DeVos says school spending and student outcomes aren’t related, but recent research suggests otherwise

More money is not the answer for schools, suggested U.S. Education Secretary Betsy DeVos in Senate testimony Tuesday — but a wave of new studies show that additional money for schools can make a big difference for students.

In an exchange with Louisiana Senator John Kennedy, DeVos reiterated her view on the topic. Kennedy began by saying, “Do you find it at all strange that in America now, we seem to judge success in education by how much money we’re spending as opposed to whether our kids are learning?”

DeVos replied, “I do find that strange. In fact, in the last administration there was $7 billion invested specifically into schools that were failing … to improve them and there was absolutely zero outcome from that investment.”
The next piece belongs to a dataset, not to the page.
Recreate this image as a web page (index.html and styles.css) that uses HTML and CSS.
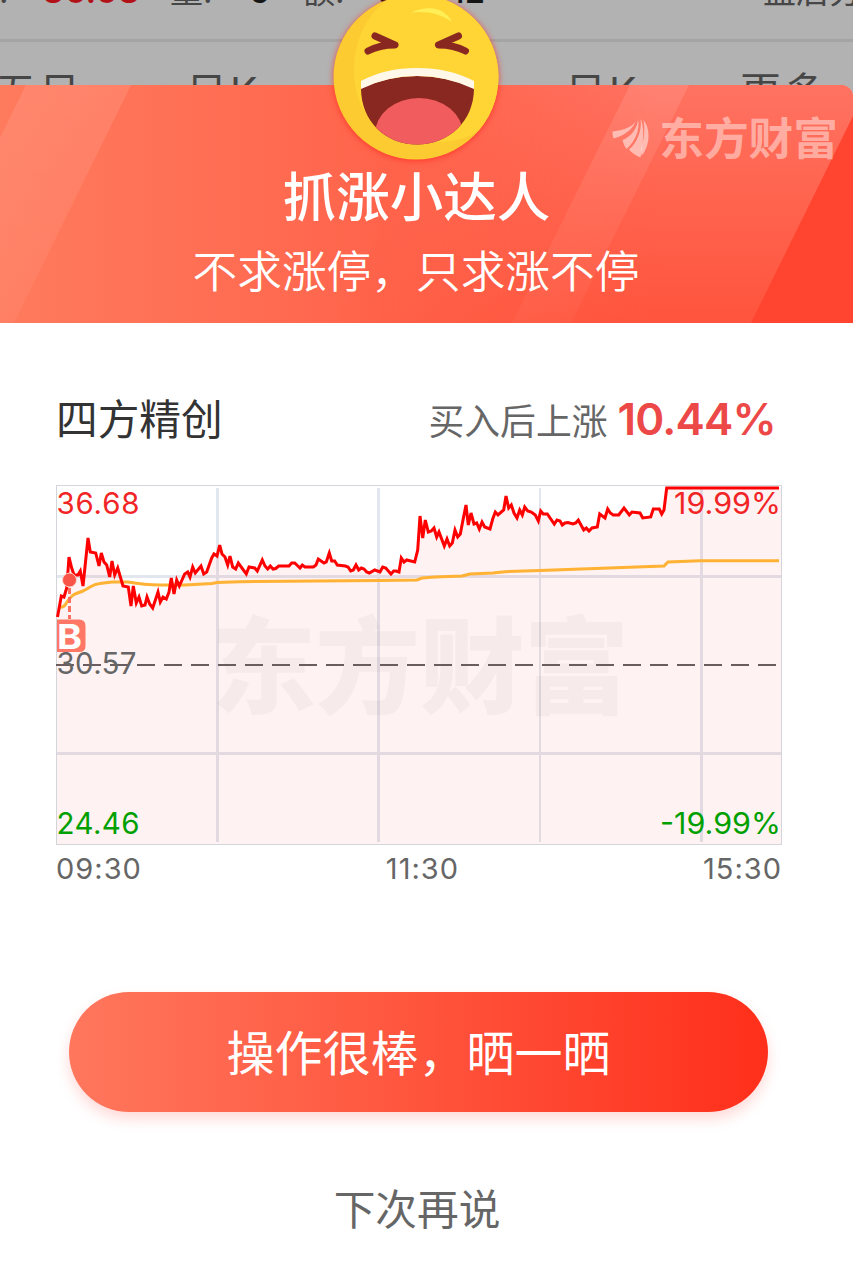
FILE: index.html
```html
<!DOCTYPE html>
<html lang="zh-CN">
<head>
  <meta charset="UTF-8" />
  <title>抓涨小达人</title>
  <meta name="viewport" content="width=device-width, initial-scale=1.0" />
  <link rel="stylesheet" href="styles.css">
</head>
<body>
  <div class="screen">

    <div class="backdrop">
      <div class="quote-row">
        <span class="quote-first">价:</span>
        <span class="quote-up">36.68</span>
        <span>量:</span>
        <span class="quote-num">6</span>
        <span>额:</span>
        <span class="quote-num">0.</span>
        <span class="quote-num">12</span>
        <span>盘后分</span>
      </div>
      <div class="tab-row">
        <span>五日</span>
        <span>日K</span>
        <span>日K</span>
        <span>更多</span>
      </div>
    </div>

    <div class="sheet">
      <div class="banner">
        <svg class="banner-bg" viewBox="0 85 853 238" aria-hidden="true">
          <defs>
            <linearGradient id="bannerBase" x1="0" y1="0" x2="1" y2="0">
              <stop offset="0" stop-color="#ff7b5e" />
              <stop offset=".45" stop-color="#ff644b" />
              <stop offset="1" stop-color="#ff5941" />
            </linearGradient>
            <linearGradient id="stripeLeft" x1="0" y1="0" x2="0" y2="1">
              <stop offset="0" stop-color="#fff" stop-opacity=".1" />
              <stop offset="1" stop-color="#fff" stop-opacity=".04" />
            </linearGradient>
            <linearGradient id="panelRight" x1="0" y1="0" x2="0" y2="1">
              <stop offset="0" stop-color="#ff7261" />
              <stop offset=".5" stop-color="#ff634e" />
              <stop offset="1" stop-color="#ff543d" />
            </linearGradient>
            <linearGradient id="panelFade" x1="0" y1="0" x2="1" y2="0">
              <stop offset="0" stop-color="#fff" stop-opacity="0" />
              <stop offset="1" stop-color="#fff" />
            </linearGradient>
            <mask id="panelMask" maskUnits="userSpaceOnUse" x="300" y="85" width="553" height="238">
              <rect x="330" y="85" width="330" height="238" fill="url(#panelFade)" />
              <rect x="659" y="85" width="194" height="238" fill="#fff" />
            </mask>
            <linearGradient id="stripeMid" x1="0" y1="0" x2="0" y2="1">
              <stop offset="0" stop-color="#fff" stop-opacity=".11" />
              <stop offset="1" stop-color="#fff" stop-opacity=".03" />
            </linearGradient>
          </defs>
          <rect x="0" y="85" width="853" height="238" fill="url(#bannerBase)" />
          <polygon points="450,85 853,85 853,323 334,323" fill="url(#panelRight)" mask="url(#panelMask)" />
          <polygon points="26,85 131,85 14,323 0,323 0,138" fill="url(#stripeLeft)" />
          <polygon points="630,85 689,85 571,323 512,323" fill="url(#stripeMid)" />
          <polygon points="853,116 853,323 751,323" fill="#ff452f" />
        </svg>
        <div class="brand">
          <svg class="brand-leaf" viewBox="0 0 36 40" aria-hidden="true">
            <path d="M24 1C22 8 13 12 0 13.500Q0 18 1 20.500C12 18 21 11 24 1Z" />
            <path d="M25.500 1C25 11 18 19 10 22Q11 27 14 31C22 24 28 12 25.500 1Z" />
            <path d="M28 1C30 12 24 26 16.500 31.500Q20 36 28 39.500C30 30 33 10 28 1Z" />
            <path d="M31 2C33 13 31 23 28.500 31L29 38C38 27 38 10 31 2Z" />
          </svg>
          <span>东方财富</span>
        </div>
        <h1>抓涨小达人</h1>
        <p class="subtitle">不求涨停，只求涨不停</p>
      </div>

      <div class="content">
        <div class="stock">
          <span class="stock-name">四方精创</span>
          <span class="stock-gain">买入后上涨 <b>10.44%</b></span>
        </div>

        <svg class="chart" viewBox="56 485 726 360">
          <rect x="56" y="485" width="726" height="360" fill="#fff" />
          <path class="grid" d="M217.500 488V842M378.500 488V842M701.500 488V842M57 576.500H781M57 753.500H781" />
          <path class="grid thin" d="M540 488V842" />
          <text class="watermark" x="211" y="705" textLength="418">东方财富</text>
          <path class="area" d="M57 617L61.300 596 64 597 66.700 588 69 557 74 575 78 575 80.300 571 83 586 88 537 90.300 552 95.700 553 99 566 101.300 553 104 562 106.700 565 109.700 577 112 561 114.700 575 117.700 568 123 586 128.300 587 131 607 133.300 586 136.300 604 139 597 141.700 607 145 605 147 597 149.700 604 152.700 608 158 592 160.300 603 163 597 166.300 599 169 592 171.300 577 174 595 176.700 580 179.300 586 184.700 574 187.700 572 190 577 192.700 567 195.300 573 201 566 203.700 574 206.700 572 211.700 558 214 554 217 556 219.700 544 222 554 225 557 227.700 565 230 555 232.700 567 235.700 569 238.300 563 246.300 574 249 567 254.700 568 257.300 571 262.300 560 267.700 569 270.300 566 278.700 566 300 567 318.300 559 324 563 329.300 552 337.300 565 350.700 571 356 565 369.300 573 382.700 567 391 575 399 572 401.300 557 414.700 562 417.700 550 420 517 422.700 540 425.300 520 428.300 532 434 528 436.700 537 439 532 444.300 547 447 539 449.700 547 455 530 460.300 534 466 505 468.300 525 471 513 474 524 479.300 529 482 522 490 529 495.300 512 503.700 510 506 496 508.700 508 511.300 505 517 518 524.700 506 538.300 522 540.700 510 554.300 524 562.300 525 578.300 520 589 531 597.300 527 599.700 513 605 518 607.700 508 613.300 515 624 508 629.300 515 640 513 642.700 518 650.700 517 653.300 509 661.700 515 666.700 488 781 488V844H57Z" />
          <rect class="frame" x="56.500" y="485.500" width="725" height="359" />
          <path class="base-line" d="M56 665H778" />
          <path class="avg-line" d="M60 607Q64 608 67 602Q71 596 75 594L83 591Q87 589 90 587Q95 584 100 583.500L112 582H128Q145 585 160 585H185L212 583.500 217 582.500 240 581.700 378 580.500 417 580 422 578 435 577 462 576 470 574 493 573 505 571.700 540 570.500 664 566 668 562 700 560.700H779" />
          <polyline class="price-line" points="57.500,617 61.300,596 64,597 66.700,588 69,557 71.700,568 74,575 78,575 80.300,571 83,586 88,538 90.300,552 95.700,553 99,566 101.300,553 104,562 106.700,565 109.700,577 112,561 114.700,575 117.700,568 123,586 128.300,587 131,606 133.300,586 136.300,603 139,597 141.700,606 145,605 147,597 149.700,604 152.700,608 158,592 160.300,602 163,597 166.300,599 169,592 171.300,578 174,594 176.700,580 179.300,586 184.700,574 187.700,572 190,577 192.700,567 195.300,573 201,566 203.700,574 206.700,572 211.700,558 214,554 217,556 219.700,545 222,554 225,557 227.700,565 230,556 232.700,567 235.700,569 238.300,563 246.300,574 249,567 254.700,568 257.300,571 262.300,560 265,566 267.700,569 270.300,566 273,569 275.700,568.500 278.700,566 289,566 291.700,563 294.700,563 300,568 302.300,565 305,567 313.300,567 316,565 318.300,559 324,563 326.300,562 329.300,553 331.700,561 334.700,561 337.300,565 345.300,566 348,567 350.700,571 353.300,570 356,565 358.700,570 361.300,568 364,569 366.700,572 369.300,573 374.700,570 380,572 382.700,567 385.700,568 391,574 393.700,571 396,571 399,572 401.300,558 404,562 406.700,560 414.700,562 417.700,550 420,516 422.700,538 425.300,520 428.300,532 431.300,531 434,528 436.700,537 439,532 444.300,546 447,539 449.700,546 452.300,543 455,530 457.700,537 460.300,534 463,520 466,505 468.300,525 471,513 474,524 476.700,523 479.300,529 482,522 484.700,527 490,529 492.700,519 495.300,512 498,515 503.700,510 506,496 508.700,508 511.300,505 514,513 517,518 519.700,510 522.300,515 524.700,507 527.700,511 531.300,512 535.300,515 538.300,521 540.700,511 543.300,514 547.300,514 554.300,524 557,520 560,521 562.300,525 565,523 568,522.500 573,524 575.700,523 578.300,520 583.700,530 586.300,528 589,531 592,528 597.300,527 599.700,514 605,518 607.700,509 610.300,513 613.300,515 618.700,515 624,508 629.300,515 632,512 640,513 642.700,518 650.700,517 653.300,509 659.300,509 661.700,514 664,510 666.700,488 779,488" />
          <path class="buy-line" d="M69.500 588V619" />
          <circle class="buy-dot" cx="69.500" cy="580" r="7" />
          <path d="M57 619.500H79Q85.500 619.500 85.500 626V646Q85.500 652 79 652H57Z" fill="#ff7766" />
          <text class="buy-mark" x="57" y="649" textLength="25" lengthAdjust="spacingAndGlyphs">B</text>
          <text class="label up" x="56.500" y="514" textLength="83">36.68</text>
          <text class="label up" x="674" y="514" textLength="107" lengthAdjust="spacingAndGlyphs">19.99%</text>
          <text class="label mid" x="56.500" y="674" textLength="80">30.57</text>
          <text class="label down" x="56.500" y="834" textLength="83">24.46</text>
          <text class="label down" x="660" y="834" textLength="121" lengthAdjust="spacingAndGlyphs">-19.99%</text>
        </svg>
        <div class="times">
          <span>09:30</span>
          <span>11:30</span>
          <span>15:30</span>
        </div>

        <button class="share">操作很棒，晒一晒</button>
        <a class="later">下次再说</a>
      </div>
    </div>

    <svg class="emoji" viewBox="320 0 190 170" aria-hidden="true">
      <defs>
        <clipPath id="face"><circle cx="416" cy="77" r="82.500" /></clipPath>
        <clipPath id="mouth"><path d="M361 88Q417 64 474 88C474 122 448 144.500 417 144.500S361 122 361 88Z" /></clipPath>
      </defs>
      <circle cx="416" cy="77" r="82.500" fill="#fccb31" />
      <path clip-path="url(#face)" d="M400 -6C370 5 354 38 354 70C354 112 380 142 418 143C445 143 470 140 484 127L510 90V-10Z" fill="#ffd535" />
      <path d="M411 12.500Q439 1 452 21.500Q434 10 411 12.500Z" fill="#ffee56" />
      <path class="eye" d="M375 36L395 45Q379 45 368 51" />
      <path class="eye" d="M458.500 36L438.500 45Q454 45 465.500 51" />
      <path class="eye-fill" d="M386 41L395 45L384 46.500Z" />
      <path class="eye-fill" d="M447.500 41L438.500 45L449.500 46.500Z" />
      <g clip-path="url(#mouth)">
        <rect x="355" y="60" width="125" height="90" fill="#892820" />
        <ellipse cx="419" cy="134" rx="44" ry="36" fill="#f15d5f" />
      </g>
      <path d="M361 81Q385 68 417 68T474 81V89Q447 76 417 76T361 89Z" fill="#fff8e9" />
    </svg>

  </div>
</body>
</html>
```
FILE: styles.css
```css
* {
  box-sizing: border-box;
}

body {
  margin: 0;
  background: #b2b2b2;
  font-family: Inter, "Noto Sans CJK SC", sans-serif;
}

.screen {
  position: relative;
  width: 853px;
  height: 1264px;
  overflow: hidden;
}

/* dimmed page behind the sheet */
.backdrop {
  height: 85px;
  overflow: hidden;
  color: #464646;
  white-space: nowrap;
}

.quote-row {
  display: grid;
  grid-template-columns: 67px 128px 79px 53px 74px 75px 312px 120px;
  margin: -31px 0 0 -25px;
  height: 73px;
  border-bottom: 3px solid #a4a4a4;
  font-size: 33px;
  line-height: 44px;
}

.quote-first {
  margin-left: -9px;
}

.quote-up {
  color: #b21217;
  font-size: 35.500px;
  font-weight: 500;
}

.quote-num {
  color: #161616;
  font-weight: 500;
}

.tab-row {
  display: grid;
  grid-template-columns: 191px 379px 175px 120px;
  margin-left: -5px;
  padding-top: 27px;
  font-size: 41px;
  letter-spacing: 3px;
  line-height: 46px;
}

.sheet {
  height: 1179px;
  background: #fff;
  border-radius: 0 12px 0 0;
  overflow: hidden;
}

.banner {
  position: relative;
  height: 238px;
  padding-top: 81px;
  color: #fff;
  text-align: center;
}

.banner-bg {
  position: absolute;
  top: 0;
  left: 0;
  width: 853px;
  height: 238px;
}

.brand {
  position: absolute;
  top: 33px;
  right: 15px;
  display: flex;
  gap: 10px;
  color: rgba(255, 255, 255, 0.45);
  font-size: 44.700px;
  font-weight: 700;
  line-height: 42px;
}

.brand-leaf {
  width: 37px;
  height: 40px;
  fill: rgba(255, 255, 255, 0.5);
}

h1 {
  position: relative;
  margin: 0 20px 0 0;
  font-size: 53.500px;
  font-weight: 500;
  line-height: 64px;
}

.subtitle {
  position: relative;
  margin: 11px 21px 0 0;
  font-size: 44.700px;
  font-weight: 350;
  line-height: 62px;
}

.content {
  display: flex;
  flex-direction: column;
  padding: 66px 71px 0 56px;
}

.stock {
  display: flex;
  justify-content: space-between;
  align-items: baseline;
  height: 96px;
  padding-right: 6px;
  line-height: 60px;
}

.stock-name {
  color: #333;
  font-size: 41.700px;
}

.stock-gain {
  color: #666;
  font-size: 35.800px;
}

.stock-gain b {
  color: #ed4848;
  font-size: 44px;
  font-weight: 600;
  letter-spacing: -0.800px;
}

.chart {
  display: block;
  width: 726px;
  height: 360px;
}

.grid {
  fill: none;
  stroke: #e2e6ee;
  stroke-width: 3;
}

.grid.thin {
  stroke-width: 2;
}

.area {
  fill: rgba(255, 0, 0, 0.05);
}

.frame {
  fill: none;
  stroke: #d3d5db;
}

.watermark {
  fill: rgba(80, 60, 60, 0.045);
  font-size: 105px;
  font-weight: 900;
}

.base-line {
  stroke: #6b5d5f;
  stroke-width: 2;
  stroke-dasharray: 18 9;
}

.avg-line {
  fill: none;
  stroke: #ffb233;
  stroke-width: 3;
}

.price-line {
  fill: none;
  stroke: #f00;
  stroke-width: 3;
}

.buy-line {
  stroke: #ff6f60;
  stroke-width: 3;
  stroke-dasharray: 6 3;
}

.buy-dot {
  fill: #f95448;
  stroke: #ffd3cc;
  stroke-width: 1;
}

.buy-mark {
  fill: #fff;
  font-size: 34px;
  font-weight: 700;
}

.label {
  font-size: 29.500px;
}

.up {
  fill: #f12525;
}

.mid {
  fill: #666;
}

.down {
  fill: #00a000;
}

.times {
  display: flex;
  justify-content: space-between;
  padding-top: 5px;
  color: #666;
  font-size: 29px;
  letter-spacing: 1px;
  line-height: 38px;
}

.share {
  width: 699px;
  height: 120px;
  margin: 104px 0 0 13px;
  padding: 0 0 5px;
  border: none;
  border-radius: 60px;
  background: linear-gradient(90deg, #ff775d, #ff5840 45%, #ff2f1b);
  box-shadow: 0 7px 14px rgba(255, 70, 60, 0.2);
  color: #fff;
  font-family: inherit;
  font-size: 48px;
}

.later {
  margin-top: 67px;
  padding-right: 4px;
  color: #666;
  font-size: 41.700px;
  line-height: 62px;
  text-align: center;
}

/* sits over both the backdrop and the banner */
.emoji {
  position: absolute;
  top: 0;
  left: 320px;
  width: 190px;
  height: 170px;
  filter: drop-shadow(0 1px 3px rgba(255, 40, 30, 0.75));
}

.eye {
  fill: none;
  stroke: #892820;
  stroke-width: 7;
  stroke-linecap: round;
  stroke-linejoin: round;
}

.eye-fill {
  fill: #892820;
}
```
“The notion that spending more money is going to bring about different results is ill-placed and ill-advised,” she said.

DeVos was relying on evidence from one specific program, but the broader research on money in education generally paints a more positive picture.

“There’s this notion out there that increased spending doesn’t help,” said Diane Whitmore Schanzenbach who has studied school spending and is the director the Hamilton Project at the Brookings Institution. “There’s good evidence that indeed increased spending does help — it increases student test scores and it improves later life outcomes.”

A few major national studies have reached that conclusion.

One analysis, published in the peer-reviewed Quarterly Journal of Economics, found that court-ordered increases in school spending caused students to attend college at higher rates and earn more money as adults. Another study, coauthored by Schanzenbach, showed that when states increased spending they saw substantial increases in scores on the federal NAEP exam.

Other national research has linked more spending to higher graduation rates and greater social mobility.

State-specific studies have pointed to similar results. Research in California, Massachusetts, Michigan, and Ohio have also found gains caused by additional education spending.

None of this research is bulletproof because money is never randomly assigned to schools, but the studies do make efforts to look specifically at the effects of additional spending itself.

Skeptics often point to the fact that education spending has increased while overall performance on federal high school exams has been flat, but according to Schanzenbach this approach to determining the impact of additional resources is problematic.

“If we want to think about what’s the effect of school funding, you can’t do correlations — you need a research design to isolate what happens when more money is pumped into the system,” she said.

In her testimony and in other instances, DeVos’s has highlighted the Obama-era school turnaround program, which produced some successes but did not seem to have much if any overall impact, according to a federal study of the program.

But Schanzenbach says this does not show that resources don’t matter. “That is an evaluation of a particular program, targeted at particular schools,” she said. “I don’t think we get to step back and say we learned something fundamental about the relationship between spending and student achievement.”